このピアニストが若かりし日の婦人そのひとであることは、劇中で小出しにされる婦人の過去を繋ぎ合わせればすぐに判明する仕組みになっている。いまでは口を開けば悪口ばかりの扱いにくい老人ではあるが、かつては将来を嘱望され、フランスにも留学した気鋭のピアニストであった。ところがある事件をきっかけに、彼女はピアノから遠ざかってしまうのである。つまり自由と栄光の日々の思い出を唯一つなぎとめてくれる色こそ、婦人の城であるワゴン車を染める、鮮やかな黄色なのであった。
『ミス・シェパードをお手本に』でコンサートの場面を演じるのは、イギリスの若手演奏家クレア・ハモンドである
ところで若さと情熱を表象するものとしてのピアノと言えば、おなじマギー・スミスが脇役として光る「眺めのいい部屋」(1986年、英)も思い起こされる。二十世紀英国を代表する作家E・M・フォースターの原作を監督したのは、おなじくフォースターの「モーリス」(1987年、英)や、カズオ・イシグロ原作の「日の名残り」(1993年、英)、またこの連載でもすでに取り上げたヘンリー・ジェイムズ原作の「金色の嘘」(2000、米・英・仏)など、文芸作品を多く映像化しているジェームズ・アイヴォリーである。
さて「眺めのいい部屋」は、スミス演じるお節介で世間知らずのシャーロットに伴われて、良家の令嬢ルーシーがフィレンツェを訪れる場面から始まる。ルーシー役はまだあどけなさの残るヘレナ・ボナム=カーターだが、さすがに銀行家と政治家を多く輩出した一族の出だけあって、知的でどこか高慢な令嬢役にはうってつけである。
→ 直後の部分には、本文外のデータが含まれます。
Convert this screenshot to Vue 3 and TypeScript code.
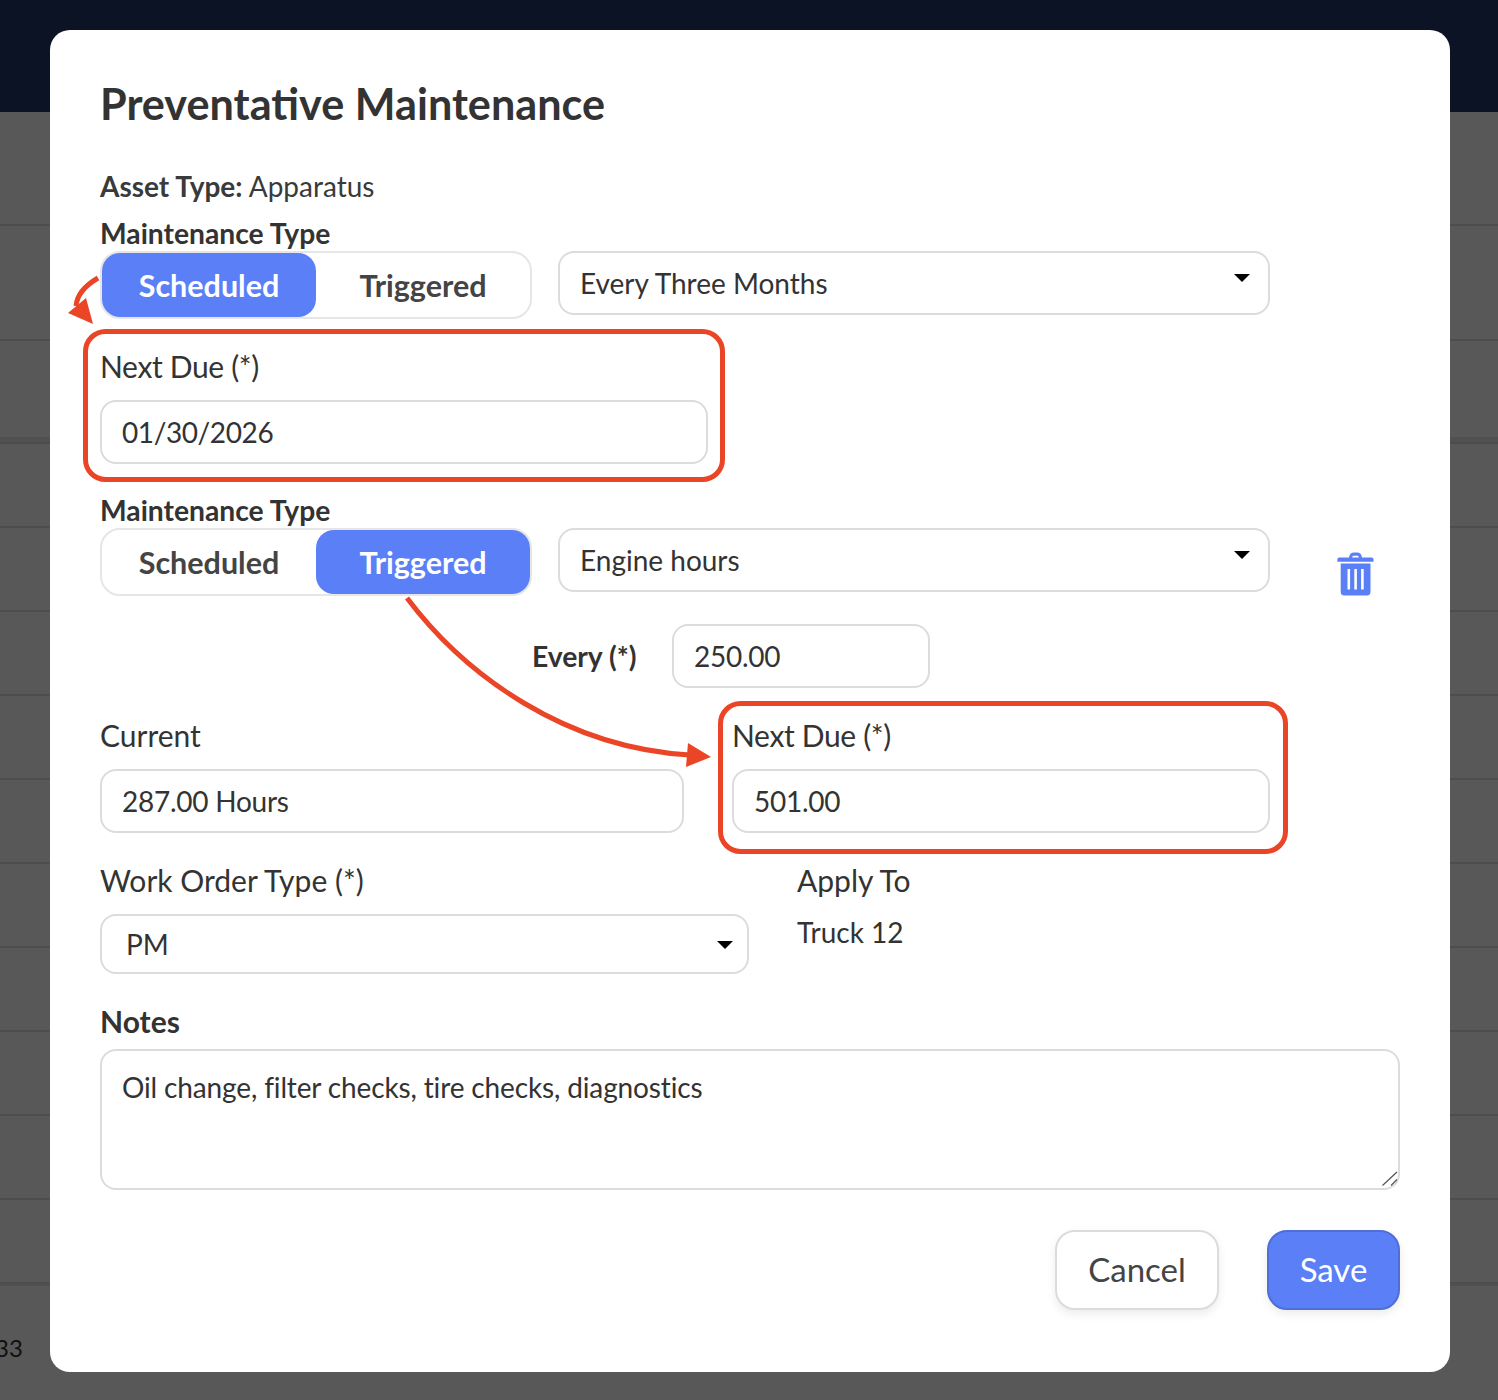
<script setup lang="ts">
const topRows = [114, 115]
const rows = Array.from({ length: 10 }, (_, i) => i)
const notes = 'Oil change, filter checks, tire checks, diagnostics'
</script>

<template>
  <div class="page">
    <header class="page__bar"></header>
    <div v-for="h in topRows" :key="h" class="page__row" :style="{ height: h + 'px' }"></div>
    <div class="page__row page__row--band"></div>
    <div v-for="row in rows" :key="row" class="page__row page__row--std"></div>
    <div class="page__row page__row--band2"></div>
    <div class="page__count">33</div>

    <div class="modal">
      <h1 class="modal__title">Preventative Maintenance</h1>
      <p class="asset"><strong>Asset Type:</strong> Apparatus</p>

      <div class="label label--bold label--type">Maintenance Type</div>
      <div class="type-row">
        <div class="toggle">
          <span class="toggle__opt toggle__opt--on">Scheduled</span>
          <span class="toggle__opt">Triggered</span>
        </div>
        <div class="select select--wide">Every Three Months<i class="caret"></i></div>
      </div>

      <div class="label label--due">Next Due (*)</div>
      <input class="input input--date" value="01/30/2026" />

      <div class="label label--bold label--type2">Maintenance Type</div>
      <div class="type-row">
        <div class="toggle">
          <span class="toggle__opt">Scheduled</span>
          <span class="toggle__opt toggle__opt--on">Triggered</span>
        </div>
        <div class="select select--wide">Engine hours<i class="caret"></i></div>
        <svg class="trash" width="37" height="44" viewBox="0 0 37 44">
          <path fill="#5a7ff7" d="M12 5.500C12.500 2 14 .6 17 .6h3c3 0 4.500 1.400 5 4.900h9.500c1.300 0 2 .8 2 2v2.200H.4V7.500c0-1.200.7-2 2-2zM15 5.500h7c-.3-1.200-1-1.700-2-1.700h-3c-1 0-1.700.5-2 1.700z" />
          <path fill="#5a7ff7" d="M3.700 11.500h29.800V40c0 2.200-1.300 3.500-3.500 3.500H7.200c-2.200 0-3.500-1.300-3.500-3.500z" />
          <path fill="#fff" d="M10.500 17h2.600v20.500h-2.600zM17.300 17h2.600v20.500h-2.600zM24.100 17h2.600v20.500h-2.600z" />
        </svg>
      </div>

      <div class="every">
        <span class="every__label">Every (*)</span>
        <input class="input input--every" value="250.00" />
      </div>

      <div class="pair">
        <div class="pair__left">
          <div class="label">Current</div>
          <input class="input" value="287.00 Hours" />
        </div>
        <div class="pair__right">
          <div class="label label--tight">Next Due (*)</div>
          <input class="input" value="501.00" />
        </div>
      </div>

      <div class="work">
        <div class="work__left">
          <div class="label">Work Order Type (*)</div>
          <div class="select select--short">PM<i class="caret caret--short"></i></div>
        </div>
        <div class="work__right">
          <div class="label">Apply To</div>
          <div class="apply">Truck 12</div>
        </div>
      </div>

      <div class="label label--bold label--notes">Notes</div>
      <textarea class="notes" :value="notes"></textarea>

      <div class="actions">
        <button class="btn">Cancel</button>
        <button class="btn btn--save">Save</button>
      </div>
    </div>

    <svg class="marks" width="1498" height="1400" viewBox="0 0 1498 1400">
      <rect x="85.500" y="331.500" width="637" height="148" rx="20" class="marks__box" />
      <rect x="720.500" y="703.500" width="565" height="148" rx="20" class="marks__box" />
      <path d="M98 278C86 285 77 294 76 306" class="marks__line" />
      <path d="M68 313L93 324L86 298Z" class="marks__head" />
      <path d="M407 598C465 675 565 748 690 755" class="marks__line" />
      <path d="M688 743L711 757L686 767Z" class="marks__head" />
      <path d="M1382.500 1185.500L1397 1172M1391 1185.500L1397 1179.500" class="marks__grip" />
    </svg>
  </div>
</template>

<style>
body {
  background: #585858;
}
</style>

<style scoped>
.page {
  position: relative;
  width: 1498px;
  height: 1400px;
  overflow: hidden;
  background: #585858;
  font-family: Lato, "Liberation Sans", sans-serif;
  color: #333;
}

.page__bar {
  height: 112px;
  background: #0b1324;
}

.page__row {
  box-sizing: border-box;
  border-bottom: 2px solid #4d4d4f;
}

.page__row--band {
  height: 103px;
  border-bottom: 2px solid #4c4c4f;
  background: linear-gradient(to bottom, #585858 96px, #515151 96px);
}

.page__row--std {
  height: 84px;
}

.page__row--band2 {
  height: 2px;
  border-bottom: 2px solid #505052;
}

.page__count {
  position: absolute;
  left: -5px;
  top: 1334px;
  font-size: 24px;
  line-height: 28px;
  color: #111;
}

.modal {
  position: absolute;
  left: 50px;
  top: 30px;
  box-sizing: border-box;
  width: 1400px;
  height: 1342px;
  padding: 0 50px;
  background: #fff;
  border-radius: 20px;
}

.modal__title {
  margin: 47px 0 0;
  font-size: 43.2px;
  line-height: 52px;
  font-weight: 700;
  color: #333;
}

.asset {
  margin: 42px 0 0;
  font-size: 28px;
  line-height: 30px;
  color: #3a3a3a;
}

.asset strong {
  font-weight: 700;
}

.label {
  font-size: 30px;
  line-height: 32px;
  color: #333;
}

.label--tight {
  letter-spacing: -0.35px;
}

.label--bold {
  font-size: 28.25px;
  font-weight: 700;
}

.label--type {
  margin-top: 16px;
  height: 34px;
  line-height: 32px;
}

.type-row {
  display: flex;
  align-items: flex-start;
}

.toggle {
  box-sizing: border-box;
  display: flex;
  width: 432px;
  height: 68px;
  border: 2px solid #e6e6e6;
  border-radius: 20px;
}

.toggle__opt {
  flex: 0 0 214px;
  display: flex;
  align-items: center;
  justify-content: center;
  border-radius: 18px;
  font-size: 30.5px;
  font-weight: 700;
  color: #444;
}

.toggle__opt--on {
  background: #5a7ff7;
  color: #fff;
}

.select {
  box-sizing: border-box;
  position: relative;
  display: flex;
  align-items: center;
  border: 2px solid #dcdcdc;
  border-radius: 16px;
  background: #fff;
  font-size: 28px;
  color: #333;
}

.select--wide {
  width: 712px;
  height: 64px;
  margin-left: 26px;
  padding-left: 20px;
}

.select--short {
  width: 649px;
  height: 60px;
  padding-left: 24px;
}

.caret {
  position: absolute;
  right: 18px;
  top: 21px;
  border-left: 8px solid transparent;
  border-right: 8px solid transparent;
  border-top: 8px solid #000;
}

.caret--short {
  right: 14px;
  top: 25px;
}

.trash {
  margin: 24px 0 0 67px;
}

.label--due {
  margin-top: 30px;
  height: 51px;
  line-height: 34px;
  letter-spacing: -0.35px;
}

.input {
  box-sizing: border-box;
  display: block;
  width: 100%;
  height: 64px;
  padding: 0 20px;
  border: 2px solid #dcdcdc;
  border-radius: 16px;
  outline: none;
  background: #fff;
  font-family: inherit;
  font-size: 28px;
  letter-spacing: -0.25px;
  color: #333;
}

.input--date {
  width: 608px;
  letter-spacing: -0.4px;
}

.label--type2 {
  margin-top: 29px;
  height: 35px;
  line-height: 34px;
}

.every {
  display: flex;
  align-items: center;
  margin-top: 28px;
  padding-left: 432px;
}

.every__label {
  width: 140px;
  font-size: 28.25px;
  font-weight: 700;
}

.every .input--every {
  width: 258px;
}

.pair {
  display: flex;
  margin-top: 31px;
}

.pair .label {
  height: 50px;
}

.pair__left {
  width: 584px;
}

.pair__right {
  width: 538px;
  margin-left: 48px;
}

.work {
  display: flex;
  margin-top: 31px;
}

.work .label {
  height: 50px;
}

.work__left {
  width: 649px;
}

.work__right {
  margin-left: 48px;
}

.apply {
  margin-top: 1px;
  font-size: 28px;
  line-height: 34px;
  color: #333;
}

.label--notes {
  margin-top: 31px;
  height: 44px;
  font-size: 30px;
}

.notes {
  box-sizing: border-box;
  display: block;
  width: 100%;
  height: 141px;
  padding: 18px 20px;
  border: 2px solid #dcdcdc;
  border-radius: 16px;
  outline: none;
  resize: none;
  font-family: inherit;
  font-size: 28px;
  letter-spacing: -0.14px;
  line-height: 36px;
  color: #333;
}

.actions {
  display: flex;
  justify-content: flex-end;
  gap: 48px;
  margin-top: 40px;
}

.btn {
  box-sizing: border-box;
  width: 164px;
  height: 80px;
  padding-bottom: 4px;
  border: 2px solid #dcdcdc;
  border-radius: 20px;
  background: #fff;
  box-shadow: 0 4px 10px rgba(0, 0, 0, 0.08);
  font-family: inherit;
  font-size: 33px;
  color: #444;
}

.btn--save {
  width: 133px;
  border-color: #4f6fd6;
  background: #5a7ff7;
  color: #fff;
}

.marks {
  position: absolute;
  left: 0;
  top: 0;
  pointer-events: none;
}

.marks__box,
.marks__line {
  fill: none;
  stroke: #ea4526;
  stroke-width: 5;
}

.marks__head {
  fill: #ea4526;
}

.marks__grip {
  fill: none;
  stroke: #555;
  stroke-width: 1.2;
}
</style>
ルーシーは寡黙だが情熱を秘めており、上流社会の規範を守って退屈な人生を送ることへの抑圧された恐怖を抱えている。そのルーシーが感情を解き放つのはピアノでベートーベンを弾くときくらいのものだが、そのとき、画面はにわかに濃厚な赤色で彩られるのである。
『眺めのいい部屋』(1986年 イギリス映画)スチール
監督ジェームズ・アイヴォリー
ピアノを弾くルーシーの表情は恍惚としている。
そしてルーシーの人生を変えることになるジョージとの出会いも、やはり赤色に象徴されている。フィレンツェの広場にたまたま居合わせた二人のまえで土地の男同士の喧嘩が持ち上がり、片方が刺される流血沙汰となるのだ。良家の娘らしくふるまう癖のついているルーシーは半ば義務的に気を失うが、それはどちらかと言えば、自らの世界が永遠に姿を変えてしまったことの衝撃からくる気絶だったのである。目が覚めてからのルーシーは、もはや自分の欲望するままにしか生きられなくなっていた。そして自分の感情をワゴン車に閉じ込めってしまったシェパード婦人とは対照的に、彼女は後悔のない人生を歩むことになるのである。